- _What is needed_: Write out the material below again, unchanged.

- _Data block_:
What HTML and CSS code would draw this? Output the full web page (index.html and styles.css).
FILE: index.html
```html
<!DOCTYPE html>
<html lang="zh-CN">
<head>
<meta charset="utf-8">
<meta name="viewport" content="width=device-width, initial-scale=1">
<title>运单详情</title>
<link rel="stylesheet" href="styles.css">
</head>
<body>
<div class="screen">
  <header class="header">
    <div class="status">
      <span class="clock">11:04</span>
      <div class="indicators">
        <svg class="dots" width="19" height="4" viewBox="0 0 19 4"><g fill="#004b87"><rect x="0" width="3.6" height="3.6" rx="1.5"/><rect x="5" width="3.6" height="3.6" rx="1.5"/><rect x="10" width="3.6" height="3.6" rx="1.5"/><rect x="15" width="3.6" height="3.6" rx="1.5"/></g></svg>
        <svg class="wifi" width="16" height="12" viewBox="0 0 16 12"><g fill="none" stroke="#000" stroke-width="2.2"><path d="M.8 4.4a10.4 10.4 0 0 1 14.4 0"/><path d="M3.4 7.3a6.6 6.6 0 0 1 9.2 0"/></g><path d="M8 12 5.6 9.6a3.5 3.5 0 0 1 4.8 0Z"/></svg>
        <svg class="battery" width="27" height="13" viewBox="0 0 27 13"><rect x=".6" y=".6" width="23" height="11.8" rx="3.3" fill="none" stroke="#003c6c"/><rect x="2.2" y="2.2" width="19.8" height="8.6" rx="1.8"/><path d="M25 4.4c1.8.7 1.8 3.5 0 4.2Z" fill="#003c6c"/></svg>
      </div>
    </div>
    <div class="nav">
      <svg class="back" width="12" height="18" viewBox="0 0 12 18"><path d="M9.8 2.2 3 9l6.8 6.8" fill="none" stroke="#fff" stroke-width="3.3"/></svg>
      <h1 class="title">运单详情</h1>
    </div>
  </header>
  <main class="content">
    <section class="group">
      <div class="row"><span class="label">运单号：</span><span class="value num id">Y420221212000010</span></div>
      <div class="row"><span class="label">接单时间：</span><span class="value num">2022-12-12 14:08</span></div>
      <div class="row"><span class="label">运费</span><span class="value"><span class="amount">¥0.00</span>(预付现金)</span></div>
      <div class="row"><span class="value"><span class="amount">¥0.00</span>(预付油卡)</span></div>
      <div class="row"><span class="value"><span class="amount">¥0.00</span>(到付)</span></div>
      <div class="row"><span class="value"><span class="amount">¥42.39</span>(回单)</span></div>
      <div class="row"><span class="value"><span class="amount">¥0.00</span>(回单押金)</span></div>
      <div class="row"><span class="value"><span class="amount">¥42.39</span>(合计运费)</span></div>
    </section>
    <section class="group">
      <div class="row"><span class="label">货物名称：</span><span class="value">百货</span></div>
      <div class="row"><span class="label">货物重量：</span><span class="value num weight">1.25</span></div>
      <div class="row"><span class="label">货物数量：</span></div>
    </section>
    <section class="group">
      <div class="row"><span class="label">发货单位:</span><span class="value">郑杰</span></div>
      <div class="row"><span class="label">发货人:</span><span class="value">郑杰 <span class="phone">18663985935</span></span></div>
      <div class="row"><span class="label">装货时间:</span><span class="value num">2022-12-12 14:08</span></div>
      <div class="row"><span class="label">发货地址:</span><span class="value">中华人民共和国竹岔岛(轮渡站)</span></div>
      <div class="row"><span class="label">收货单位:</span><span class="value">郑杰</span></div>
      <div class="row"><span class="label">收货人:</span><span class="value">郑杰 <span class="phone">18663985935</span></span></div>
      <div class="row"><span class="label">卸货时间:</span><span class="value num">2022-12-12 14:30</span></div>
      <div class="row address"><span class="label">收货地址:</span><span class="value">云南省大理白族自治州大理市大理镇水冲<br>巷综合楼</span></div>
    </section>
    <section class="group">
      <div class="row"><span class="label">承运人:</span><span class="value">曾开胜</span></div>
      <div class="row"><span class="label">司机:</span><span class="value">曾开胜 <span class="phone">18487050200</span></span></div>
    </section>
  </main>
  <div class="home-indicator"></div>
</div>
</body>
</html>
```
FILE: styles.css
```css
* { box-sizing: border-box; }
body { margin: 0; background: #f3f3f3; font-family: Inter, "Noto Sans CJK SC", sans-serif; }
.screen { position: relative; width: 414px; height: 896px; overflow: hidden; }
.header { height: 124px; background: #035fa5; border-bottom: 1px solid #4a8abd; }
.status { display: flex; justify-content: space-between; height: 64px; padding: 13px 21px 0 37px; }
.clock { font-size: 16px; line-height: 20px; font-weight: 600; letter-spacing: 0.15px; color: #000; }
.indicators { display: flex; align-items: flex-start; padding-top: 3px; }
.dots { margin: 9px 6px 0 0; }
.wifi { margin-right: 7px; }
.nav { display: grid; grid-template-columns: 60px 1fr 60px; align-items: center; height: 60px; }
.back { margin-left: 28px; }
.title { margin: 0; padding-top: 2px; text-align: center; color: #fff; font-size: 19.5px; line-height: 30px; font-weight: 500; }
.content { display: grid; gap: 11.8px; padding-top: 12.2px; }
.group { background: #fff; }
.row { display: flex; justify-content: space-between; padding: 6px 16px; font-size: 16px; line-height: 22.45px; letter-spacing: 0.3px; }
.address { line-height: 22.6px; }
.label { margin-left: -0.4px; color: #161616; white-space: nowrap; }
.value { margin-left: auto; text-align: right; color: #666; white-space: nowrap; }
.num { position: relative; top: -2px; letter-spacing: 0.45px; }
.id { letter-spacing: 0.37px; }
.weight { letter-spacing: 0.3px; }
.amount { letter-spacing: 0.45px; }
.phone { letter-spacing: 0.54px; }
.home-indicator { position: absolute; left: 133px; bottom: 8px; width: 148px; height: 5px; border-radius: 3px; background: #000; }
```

- _Result of this task_:
What HTML and CSS code would draw this? Output the full web page (index.html and styles.css).
FILE: index.html
```html
<!DOCTYPE html>
<html lang="zh-CN">
<head>
<meta charset="utf-8">
<meta name="viewport" content="width=device-width, initial-scale=1">
<title>运单详情</title>
<link rel="stylesheet" href="styles.css">
</head>
<body>
<div class="screen">
  <header class="header">
    <div class="status">
      <span class="clock">11:04</span>
      <div class="indicators">
        <svg class="dots" width="19" height="4" viewBox="0 0 19 4"><g fill="#004b87"><rect x="0" width="3.6" height="3.6" rx="1.5"/><rect x="5" width="3.6" height="3.6" rx="1.5"/><rect x="10" width="3.6" height="3.6" rx="1.5"/><rect x="15" width="3.6" height="3.6" rx="1.5"/></g></svg>
        <svg class="wifi" width="16" height="12" viewBox="0 0 16 12"><g fill="none" stroke="#000" stroke-width="2.2"><path d="M.8 4.4a10.4 10.4 0 0 1 14.4 0"/><path d="M3.4 7.3a6.6 6.6 0 0 1 9.2 0"/></g><path d="M8 12 5.6 9.6a3.5 3.5 0 0 1 4.8 0Z"/></svg>
        <svg class="battery" width="27" height="13" viewBox="0 0 27 13"><rect x=".6" y=".6" width="23" height="11.8" rx="3.3" fill="none" stroke="#003c6c"/><rect x="2.2" y="2.2" width="19.8" height="8.6" rx="1.8"/><path d="M25 4.4c1.8.7 1.8 3.5 0 4.2Z" fill="#003c6c"/></svg>
      </div>
    </div>
    <div class="nav">
      <svg class="back" width="12" height="18" viewBox="0 0 12 18"><path d="M9.8 2.2 3 9l6.8 6.8" fill="none" stroke="#fff" stroke-width="3.3"/></svg>
      <h1 class="title">运单详情</h1>
    </div>
  </header>
  <main class="content">
    <section class="group">
      <div class="row"><span class="label">运单号：</span><span class="value num id">Y420221212000010</span></div>
      <div class="row"><span class="label">接单时间：</span><span class="value num">2022-12-12 14:08</span></div>
      <div class="row"><span class="label">运费</span><span class="value"><span class="amount">¥0.00</span>(预付现金)</span></div>
      <div class="row"><span class="value"><span class="amount">¥0.00</span>(预付油卡)</span></div>
      <div class="row"><span class="value"><span class="amount">¥0.00</span>(到付)</span></div>
      <div class="row"><span class="value"><span class="amount">¥42.39</span>(回单)</span></div>
      <div class="row"><span class="value"><span class="amount">¥0.00</span>(回单押金)</span></div>
      <div class="row"><span class="value"><span class="amount">¥42.39</span>(合计运费)</span></div>
    </section>
    <section class="group">
      <div class="row"><span class="label">货物名称：</span><span class="value">百货</span></div>
      <div class="row"><span class="label">货物重量：</span><span class="value num weight">1.25</span></div>
      <div class="row"><span class="label">货物数量：</span></div>
    </section>
    <section class="group">
      <div class="row"><span class="label">发货单位:</span><span class="value">郑杰</span></div>
      <div class="row"><span class="label">发货人:</span><span class="value">郑杰 <span class="phone">18663985935</span></span></div>
      <div class="row"><span class="label">装货时间:</span><span class="value num">2022-12-12 14:08</span></div>
      <div class="row"><span class="label">发货地址:</span><span class="value">中华人民共和国竹岔岛(轮渡站)</span></div>
      <div class="row"><span class="label">收货单位:</span><span class="value">郑杰</span></div>
      <div class="row"><span class="label">收货人:</span><span class="value">郑杰 <span class="phone">18663985935</span></span></div>
      <div class="row"><span class="label">卸货时间:</span><span class="value num">2022-12-12 14:30</span></div>
      <div class="row address"><span class="label">收货地址:</span><span class="value">云南省大理白族自治州大理市大理镇水冲<br>巷综合楼</span></div>
    </section>
    <section class="group">
      <div class="row"><span class="label">承运人:</span><span class="value">曾开胜</span></div>
      <div class="row"><span class="label">司机:</span><span class="value">曾开胜 <span class="phone">18487050200</span></span></div>
    </section>
  </main>
  <div class="home-indicator"></div>
</div>
</body>
</html>
```
FILE: styles.css
```css
* { box-sizing: border-box; }
body { margin: 0; background: #f3f3f3; font-family: Inter, "Noto Sans CJK SC", sans-serif; }
.screen { position: relative; width: 414px; height: 896px; overflow: hidden; }
.header { height: 124px; background: #035fa5; border-bottom: 1px solid #4a8abd; }
.status { display: flex; justify-content: space-between; height: 64px; padding: 13px 21px 0 37px; }
.clock { font-size: 16px; line-height: 20px; font-weight: 600; letter-spacing: 0.15px; color: #000; }
.indicators { display: flex; align-items: flex-start; padding-top: 3px; }
.dots { margin: 9px 6px 0 0; }
.wifi { margin-right: 7px; }
.nav { display: grid; grid-template-columns: 60px 1fr 60px; align-items: center; height: 60px; }
.back { margin-left: 28px; }
.title { margin: 0; padding-top: 2px; text-align: center; color: #fff; font-size: 19.5px; line-height: 30px; font-weight: 500; }
.content { display: grid; gap: 11.8px; padding-top: 12.2px; }
.group { background: #fff; }
.row { display: flex; justify-content: space-between; padding: 6px 16px; font-size: 16px; line-height: 22.45px; letter-spacing: 0.3px; }
.address { line-height: 22.6px; }
.label { margin-left: -0.4px; color: #161616; white-space: nowrap; }
.value { margin-left: auto; text-align: right; color: #666; white-space: nowrap; }
.num { position: relative; top: -2px; letter-spacing: 0.45px; }
.id { letter-spacing: 0.37px; }
.weight { letter-spacing: 0.3px; }
.amount { letter-spacing: 0.45px; }
.phone { letter-spacing: 0.54px; }
.home-indicator { position: absolute; left: 133px; bottom: 8px; width: 148px; height: 5px; border-radius: 3px; background: #000; }
```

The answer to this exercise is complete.